Desde já estão sendo discutidas formas de fazer com que, a partir da Rio+20, empresas, governos e entidades não governamentais possam estimular uma guinada em relação ao sistema de exploração dos recursos naturais de hoje. O ‘modus operandi’ da economia atual falhou, afirma Suzana, ao deixar de resolver os desafios impostos pelo meio ambiente, ao não se mostrar eficaz para dividir riqueza e ao deixar de promover melhor qualidade de vida para boa parte da população. A economia, até aqui, caminhou desprezando a limitação dos recursos naturais e criou problemas que vão além dos países, dos continentes, como problemas climáticos, desequilíbrios de abastecimento e elevação do risco de desastres naturais.
Para Suzana, esse é o quadro “não é sustentável”. “Temos todos os motivos para nos prepararmos para um mundo sem petróleo, que é um recurso finito. Por isso, o Rio é um local ideal para se praticar o exercício da economia verde. Temos que aprender a saber migrar e ter um tipo economia que não dependa tanto desses recursos”, explica.

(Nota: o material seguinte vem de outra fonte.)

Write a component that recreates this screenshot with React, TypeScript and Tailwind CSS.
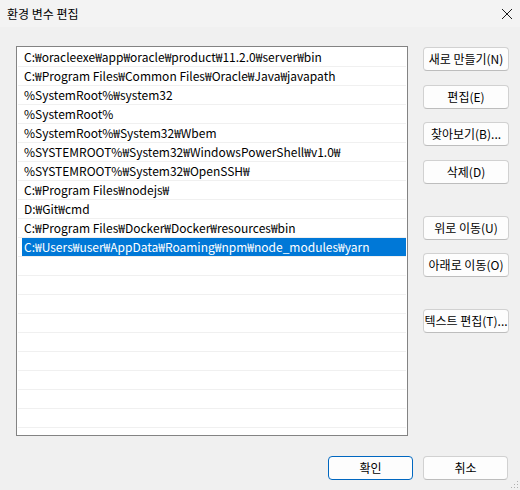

Enquadrar a questão social na discussão é justamente a grande preocupação do Brasil em relação às implicações da economia verde. Uma das propostas brasileiras é a de acréscimo da expressão “inclusiva” ao termo, no documento final da Rio+20. “Em economia verde inclusiva, você teria os três pilares do desenvolvimento sustentável, que são o econômico, o ambiental e o social”, afirma Corrêa do Lago. Para o embaixador, o maior obstáculo para as políticas do desenvolvimento sustentável é dificuldade de enquadrar o aspecto econômico. “É raro ver uma pessoa da área econômica se referindo a desenvolvimento sustentável”, afirma Corrêa do Lago.

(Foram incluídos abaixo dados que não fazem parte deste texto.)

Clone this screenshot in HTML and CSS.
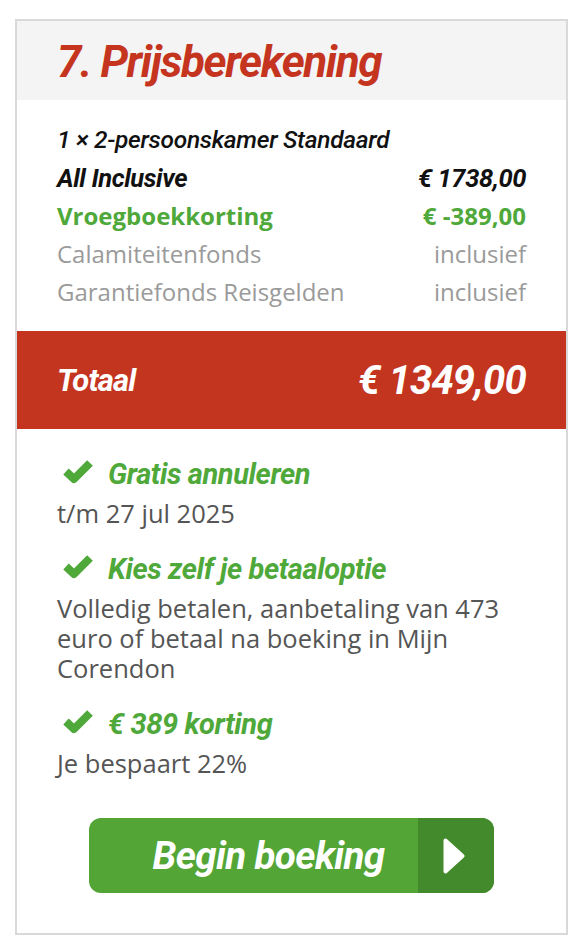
FILE: index.html
```html
<!DOCTYPE html>
<html lang="nl">
<head>
<meta charset="utf-8">
<title>Prijsberekening</title>
<link rel="stylesheet" href="styles.css">
</head>
<body>
<section class="card">
  <header class="head">
    <h2 class="title">7. Prijsberekening</h2>
  </header>
  <div class="rows">
    <div class="row row-room"><span>1 × 2-persoonskamer Standaard</span></div>
    <div class="row row-board"><span>All Inclusive</span><span>€ 1738,00</span></div>
    <div class="row row-discount"><span>Vroegboekkorting</span><span>€ -389,00</span></div>
    <div class="row row-muted"><span>Calamiteitenfonds</span><span>inclusief</span></div>
    <div class="row row-muted"><span>Garantiefonds Reisgelden</span><span>inclusief</span></div>
  </div>
  <div class="total">
    <span class="total-label">Totaal</span>
    <span class="total-value">€ 1349,00</span>
  </div>
  <div class="features">
    <div class="feature">
      <div class="feature-title">
        <svg class="check" viewBox="0 0 32 26" width="32" height="26"><path d="M4 13.5 L12 21 L28 5" /></svg>
        <span>Gratis annuleren</span>
      </div>
      <p class="feature-desc">t/m 27 jul 2025</p>
    </div>
    <div class="feature">
      <div class="feature-title">
        <svg class="check" viewBox="0 0 32 26" width="32" height="26"><path d="M4 13.5 L12 21 L28 5" /></svg>
        <span>Kies zelf je betaaloptie</span>
      </div>
      <p class="feature-desc">Volledig betalen, aanbetaling van 473 euro of betaal na boeking in Mijn Corendon</p>
    </div>
    <div class="feature">
      <div class="feature-title">
        <svg class="check" viewBox="0 0 32 26" width="32" height="26"><path d="M4 13.5 L12 21 L28 5" /></svg>
        <span>€ 389 korting</span>
      </div>
      <p class="feature-desc">Je bespaart 22%</p>
    </div>
  </div>
  <div class="actions">
    <a class="btn" href="#">
      <span class="btn-label">Begin boeking</span>
      <span class="btn-arrow">
        <svg viewBox="0 0 22 36" width="22" height="36"><path d="M2.5 2.5 L19.5 18 L2.5 33.5 Z" /></svg>
      </span>
    </a>
  </div>
</section>
</body>
</html>
```
FILE: styles.css
```css
* { box-sizing: border-box; }

body {
  margin: 0;
  background: #ffffff;
  font-family: "Open Sans", "Liberation Sans", sans-serif;
}

.card {
  margin: 19px 0 0 15px;
  width: 553px;
  height: 916px;
  border: 2px solid #d9d9d9;
  background: #ffffff;
}

.head {
  height: 79px;
  background: #f4f4f4;
  padding: 0 40px;
  display: flex;
  align-items: center;
}

.title {
  margin: 0;
  padding-top: 3px;
  font-family: Roboto, "Liberation Sans", sans-serif;
  font-weight: 700;
  font-style: italic;
  font-size: 44px;
  letter-spacing: -1.4px;
  color: #c4341f;
  line-height: 1;
}

.rows {
  padding: 21px 40px 0;
  height: 231px;
}

.row {
  display: flex;
  justify-content: space-between;
  height: 38px;
  line-height: 38px;
  font-size: 24px;
  white-space: nowrap;
}

.row-room {
  font-family: Roboto, "Liberation Sans", sans-serif;
  font-style: italic;
  font-weight: 500;
  font-size: 24.5px;
  color: #111111;
  letter-spacing: -0.3px;
}

.row-board {
  font-family: Roboto, "Liberation Sans", sans-serif;
  font-style: italic;
  font-weight: 700;
  font-size: 25.5px;
  color: #111111;
  letter-spacing: -0.4px;
}

.row-discount {
  font-weight: 700;
  color: #4fa83a;
}

.row-muted {
  color: #9a9a9a;
}

.total {
  height: 98px;
  background: #c4351f;
  color: #ffffff;
  display: flex;
  align-items: center;
  justify-content: space-between;
  padding: 0 40px;
  font-family: Roboto, "Liberation Sans", sans-serif;
  font-style: italic;
  font-weight: 700;
}

.total-label {
  font-size: 31px;
  letter-spacing: -0.8px;
}

.total-value {
  font-size: 40px;
  letter-spacing: -0.8px;
}

.features {
  padding: 30px 40px 0;
}

.feature + .feature {
  margin-top: 26px;
}

.feature-title {
  display: flex;
  align-items: flex-start;
  gap: 14px;
  padding-left: 5px;
  height: 30px;
  line-height: 30px;
  margin-bottom: 9px;
  font-family: Roboto, "Liberation Sans", sans-serif;
  font-style: italic;
  font-weight: 700;
  font-size: 29px;
  letter-spacing: -0.4px;
  color: #4fa83a;
}

.check {
  flex: none;
  margin-top: -1px;
}

.check path {
  fill: none;
  stroke: #4fa83a;
  stroke-width: 8;
  stroke-linejoin: round;
}

.feature-desc {
  margin: 0;
  font-size: 25.5px;
  line-height: 30px;
  color: #555555;
}

.actions {
  margin-top: 40px;
  display: flex;
  justify-content: center;
}

.btn {
  display: flex;
  width: 405px;
  height: 75px;
  border-radius: 12px;
  overflow: hidden;
  background: #53a535;
  text-decoration: none;
  color: #ffffff;
}

.btn-label {
  flex: 1;
  display: flex;
  align-items: center;
  justify-content: center;
  padding-left: 30px;
  font-family: Roboto, "Liberation Sans", sans-serif;
  font-style: italic;
  font-weight: 700;
  font-size: 38.5px;
  letter-spacing: -0.6px;
}

.btn-arrow {
  flex: none;
  width: 76px;
  background: #438a2c;
  display: flex;
  align-items: center;
  justify-content: center;
  padding-right: 4px;
}

.btn-arrow path {
  fill: #ffffff;
  stroke: #ffffff;
  stroke-width: 4;
  stroke-linejoin: round;
}
```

1,3 trilhão de dólares para reciclar o mundo
A grande virada da economia verde é convencer de que, apesar de requerer mais investimentos a curto prazo — assim como a maioria das iniciativas de sustentabilidade —, o sistema proposto se mostra lucrativo no longo prazo. Ou seja, do ponto de vista do relatório da Iniciativa para Economia Verde (GEI, sigla em Inglês), a economia marrom atual é menos rentável. A partir da perspectiva de lucro, atrai-se – ou, pelo menos, espera-se atrair – o empresário.

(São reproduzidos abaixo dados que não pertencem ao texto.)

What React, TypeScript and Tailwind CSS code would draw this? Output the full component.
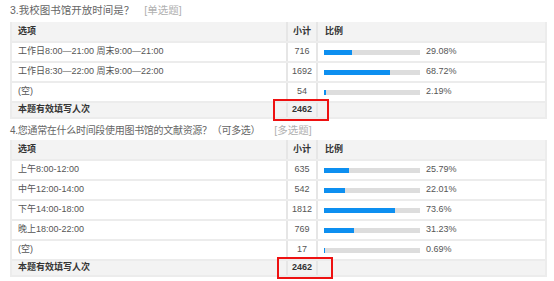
import React from "react";

type Row = { label: string; count: number; pct: number; pctText: string };

const q3: Row[] = [
  { label: "工作日8:00—21:00 周末9:00—21:00", count: 716, pct: 29.08, pctText: "29.08%" },
  { label: "工作日8:30—22:00 周末9:00—22:00", count: 1692, pct: 68.72, pctText: "68.72%" },
  { label: "(空)", count: 54, pct: 2.19, pctText: "2.19%" },
];

const q4: Row[] = [
  { label: "上午8:00-12:00", count: 635, pct: 25.79, pctText: "25.79%" },
  { label: "中午12:00-14:00", count: 542, pct: 22.01, pctText: "22.01%" },
  { label: "下午14:00-18:00", count: 1812, pct: 73.6, pctText: "73.6%" },
  { label: "晚上18:00-22:00", count: 769, pct: 31.23, pctText: "31.23%" },
  { label: "(空)", count: 17, pct: 0.69, pctText: "0.69%" },
];

function Table({ rows, boxLeft }: { rows: Row[]; boxLeft: string }) {
  return (
    <div className="relative w-[537px] border-x-2 border-[#ececec] text-[9px] text-[#555]">
      <div className="flex h-[19px] bg-[#f3f3f3] font-bold text-[#333]">
        <div className="flex w-[274px] items-center pl-[6px]">选项</div>
        <div className="flex w-[32px] items-center justify-center border-x-2 border-[#e6e6e6]">小计</div>
        <div className="flex flex-1 items-center pl-[7px]">比例</div>
      </div>
      {rows.map((r) => (
        <div key={r.label} className="flex h-[20px] border-t-2 border-[#ececec] bg-white">
          <div className="flex w-[274px] items-center pl-[6px]">{r.label}</div>
          <div className="flex w-[32px] items-center justify-center border-x-2 border-[#e6e6e6]">{r.count}</div>
          <div className="flex flex-1 items-center pl-[6px]">
            <div className="h-[5px] w-[96px] bg-[#dddddd]">
              <div className="h-full bg-[#0d8ff0]" style={{ width: `${Math.max(r.pct, 1.5)}%` }} />
            </div>
            <span className="ml-[6px]">{r.pctText}</span>
          </div>
        </div>
      ))}
      <div className="flex h-[18px] border-y-2 border-[#ececec] bg-[#f3f3f3] font-bold text-[#333]">
        <div className="flex w-[274px] items-center pl-[6px]">本题有效填写人次</div>
        <div className="flex w-[32px] items-center justify-center border-x-2 border-[#e6e6e6]">2462</div>
        <div className="flex-1" />
      </div>
      <div className={`absolute bottom-[-2px] h-[22px] w-[56px] border-2 border-[#ee1111] ${boxLeft}`} />
    </div>
  );
}

export default function App() {
  return (
    <div
      className="h-[281px] w-[554px] overflow-hidden bg-white pl-[10px]"
      style={{ fontFamily: '"Liberation Sans", "Noto Sans CJK SC", sans-serif' }}
    >
      <div className="flex h-[22px] items-center pb-[1px] text-[10.5px] text-[#666]">
        <span>3.我校图书馆开放时间是？</span>
        <span className="ml-[10px] text-[#b0b0b0]">[单选题]</span>
      </div>
      <Table rows={q3} boxLeft="left-[261px]" />
      <div className="flex h-[21px] items-center pt-[2px] text-[10px] text-[#666]">
        <span className="tracking-[-0.3px]">4.您通常在什么时间段使用图书馆的文献资源？（可多选）</span>
        <span className="ml-[14px] text-[10.5px] text-[#b0b0b0]">[多选题]</span>
      </div>
      <Table rows={q4} boxLeft="left-[265px]" />
    </div>
  );
}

Melinda Kimble, vice-presidente do Fundo para as Nações Unidas, órgão especializado em arrecadar recursos para ajudar a financiar a ONU, afirma que essa é uma forma de engajar a iniciativa privada. “O setor privado não faz doações. Ele precisa de um retorno no investimento para mobilizar recursos. É por isso que precisamos da economia verde”, explica.
De forma prática, o relatório da GEI aponta para dez setores chave para onde os recursos devem se encaminhar: edificações, florestas, turismo, água, gerenciamento de lixo, energia renovável, transportes, pesca, indústria e agricultura. O documento, que congrega ideias e avaliações sob o ponto de vista da economia verde, aponta a necessidade de investimento anual de 2% do PIB mundial, o que corresponde a aproximadamente 1,3 trilhão de dólares, nos patamares atuais.